Около двадцати минут Накахара сидел в неподвижном положении, практически заснув.
— Приветик, Чуя-кунчик! — резко раздался весёлый возглас над ухом, и в ту же секунду, пока Накахара не успел открыть глаза, кто-то небрежно плюхнулся рядом с ним на скамейку.
Чуя инстинктивно подскочил и резким скачком оказался стоять на асфальте.
Вытаращив от изумления и неожиданности глаза, он воскликнул:
— Ты чё тут забыл? — ещё через секунду после этих слов удивление на лице рыжего начало сменяться на раздражение.
— О, Чуя-кун, — всё так же улыбался, хитро прикрыв глаза сидящий. — Ведь ты не один тут находишься, не так ли? Я увидел тебя издалека, и ты так сладко дремал на солнышке…
— Чё? — начал вскипать Накахара. — Именно поэтому ты решил заорать прямо в ухо? Ты хочешь, чтобы я оглох?
— О, не кипятись Чуя-кун, на тебя уже люди смотрят, — по-прежнему лукаво улыбался Дазай.
Оглянувшись по сторонам, рыжий опустился обратно на скамейку и, закинув ногу на ногу и состроив надменное выражение лица, отвернулся.
— Прости, Чу-уя-кунчик, — делая сильный акцент на имени парня, продолжил свою речь юноша. — Солнце светило прямо тебе в лицо, у тебя, вон, уже все щёки красные, — хихикал и по-прежнему продолжал улыбаться говорящий.
— Да перестань ты уже меня так называть! Бесишь, — проскрипел Накахара и свёл брови домиком.
— А как же тогда? — притворно озадачиваясь, поинтересовался шатен.
Рыжий перевел взгляд на сидящего рядом Осаму и, сохраняя недовольное лицо, поднял одну бровь.
— Точно! — наигранно, и в воодушевлении, вздернув брови, воскликнул Дазай, — Раз не хочешь быть «Чуей-кунчиком»… Ты же вылитый львёнок! Царь зверей, между прочим!
Прошло лишь пару секунд после слов юноши, после чего Осаму почувствовал тупую боль в плече.

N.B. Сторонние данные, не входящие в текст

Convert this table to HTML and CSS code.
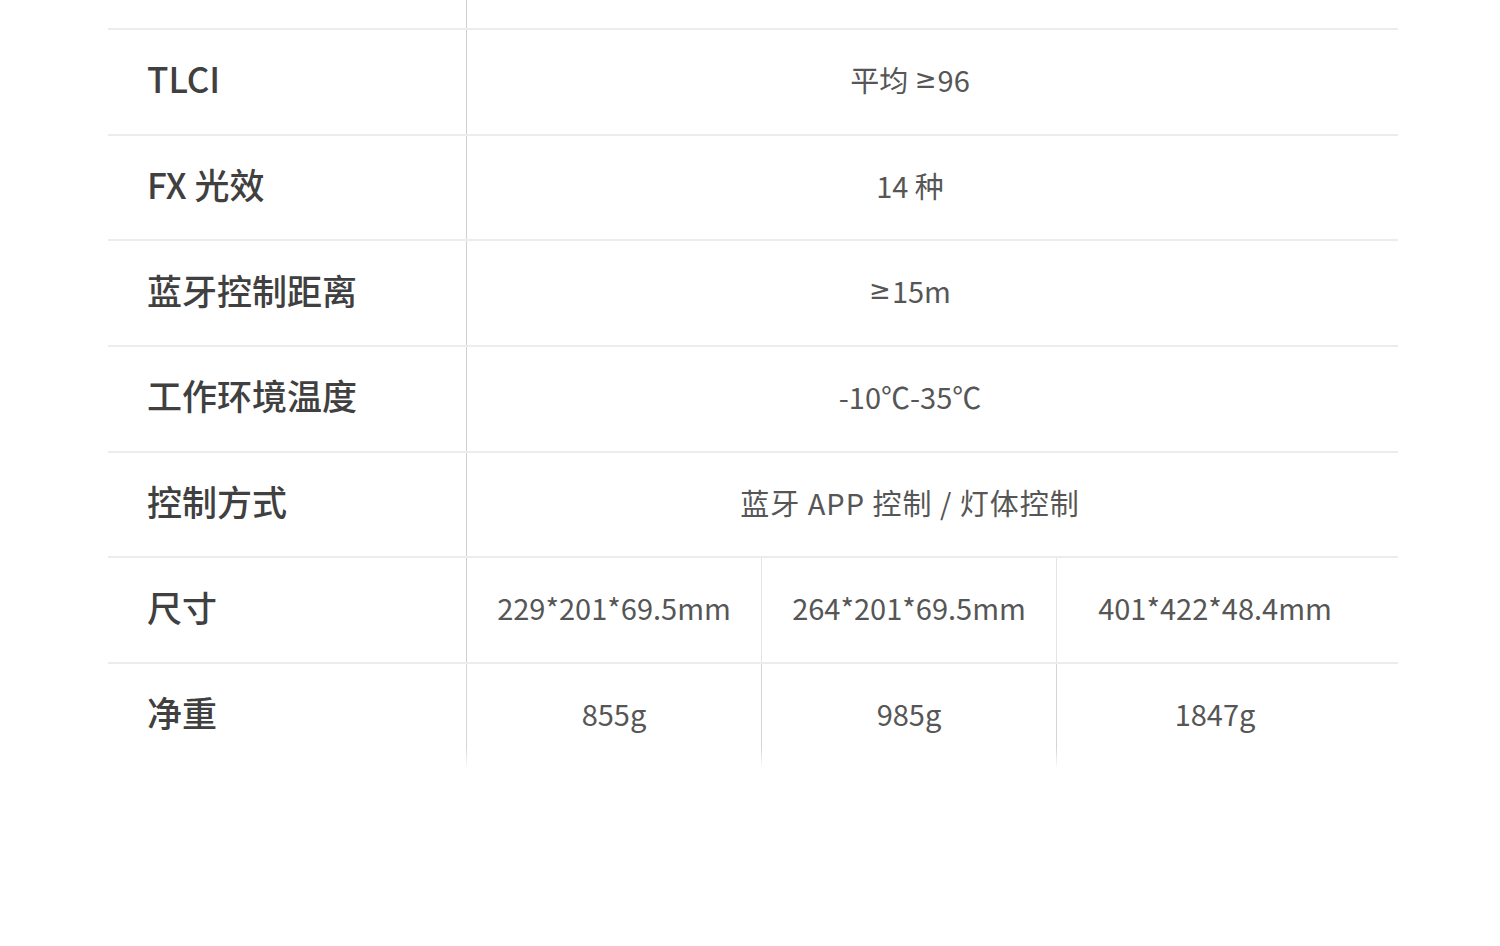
FILE: index.html
```html
<!DOCTYPE html>
<html lang="zh-CN">
<head>
<meta charset="utf-8">
<link rel="stylesheet" href="styles.css">
</head>
<body>
<div class="spec">
  <div class="row top"><div class="label"></div><div class="val span"></div></div>
  <div class="row"><div class="label">TLCI</div><div class="val span">平均 <span class="sym">≥</span>96</div></div>
  <div class="row"><div class="label">FX 光效</div><div class="val span">14 种</div></div>
  <div class="row"><div class="label">蓝牙控制距离</div><div class="val span"><span class="sym">≥</span>15m</div></div>
  <div class="row"><div class="label">工作环境温度</div><div class="val span">-10℃-35℃</div></div>
  <div class="row"><div class="label">控制方式</div><div class="val span wide">蓝牙 APP 控制 / 灯体控制</div></div>
  <div class="row"><div class="label">尺寸</div><div class="val">229*201*69.5mm</div><div class="val">264*201*69.5mm</div><div class="val last">401*422*48.4mm</div></div>
  <div class="row end"><div class="label">净重</div><div class="val">855g</div><div class="val">985g</div><div class="val last">1847g</div></div>
</div>
</body>
</html>
```

FILE: styles.css
```css
html, body {
  margin: 0;
  padding: 0;
  background: #ffffff;
}
body {
  font-family: "Noto Sans CJK SC", "Noto Sans", sans-serif;
}
.spec {
  margin-left: 108px;
  width: 1290px;
}
.row {
  display: grid;
  grid-template-columns: 359px 295px 295px 341px;
  height: 105.7px;
  box-sizing: border-box;
  border-top: 2px solid #ececec;
}
.row.top {
  height: 28px;
  border-top: none;
}
.row.end .label,
.row.end .val {
  border-image: linear-gradient(to bottom, #d4d4d4 80%, rgba(255,255,255,0)) 1;
}
.label {
  display: flex;
  align-items: center;
  padding-left: 39px;
  padding-bottom: 8px;
  font-size: 35px;
  font-weight: 500;
  color: #404040;
  border-right: 1px solid #d0d0d0;
}
.val {
  display: flex;
  align-items: center;
  justify-content: center;
  padding-bottom: 6px;
  font-size: 29px;
  color: #565656;
  border-right: 1px solid #e4e4e4;
  white-space: pre;
}
.val.span {
  grid-column: 2 / 5;
  border-right: none;
  padding-right: 45px;
}
.val.wide {
  letter-spacing: 1px;
}
.val.last {
  border-right: none;
  padding-right: 25px;
}
.sym {
  font-family: "DejaVu Sans", sans-serif;
  font-size: 26px;
  margin-right: 1px;
}
```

— Э-э, — на лице парня появилось удивление, а после ещё один удар практически туда же.
— Тебе не жить, — единственное, что ответил Накахара.
Последовал ещё один удар, после которого Дазай вскочил, за ним вскочил и рыжий, и ещё один удар под дых Дазаю. Шатен согнулся пополам, но всё так же не переставал улыбаться.
— Прости, прости! — с неизменной наигранностью извинялся Осаму.
Ещё через минут семь такой «драки», в которой Осаму занял роль «жертвы»,
оба выдохлись, да и прохожие уже косились и крутили пальцем у виска. Усевшись на скамейку, оба решили перевести дух.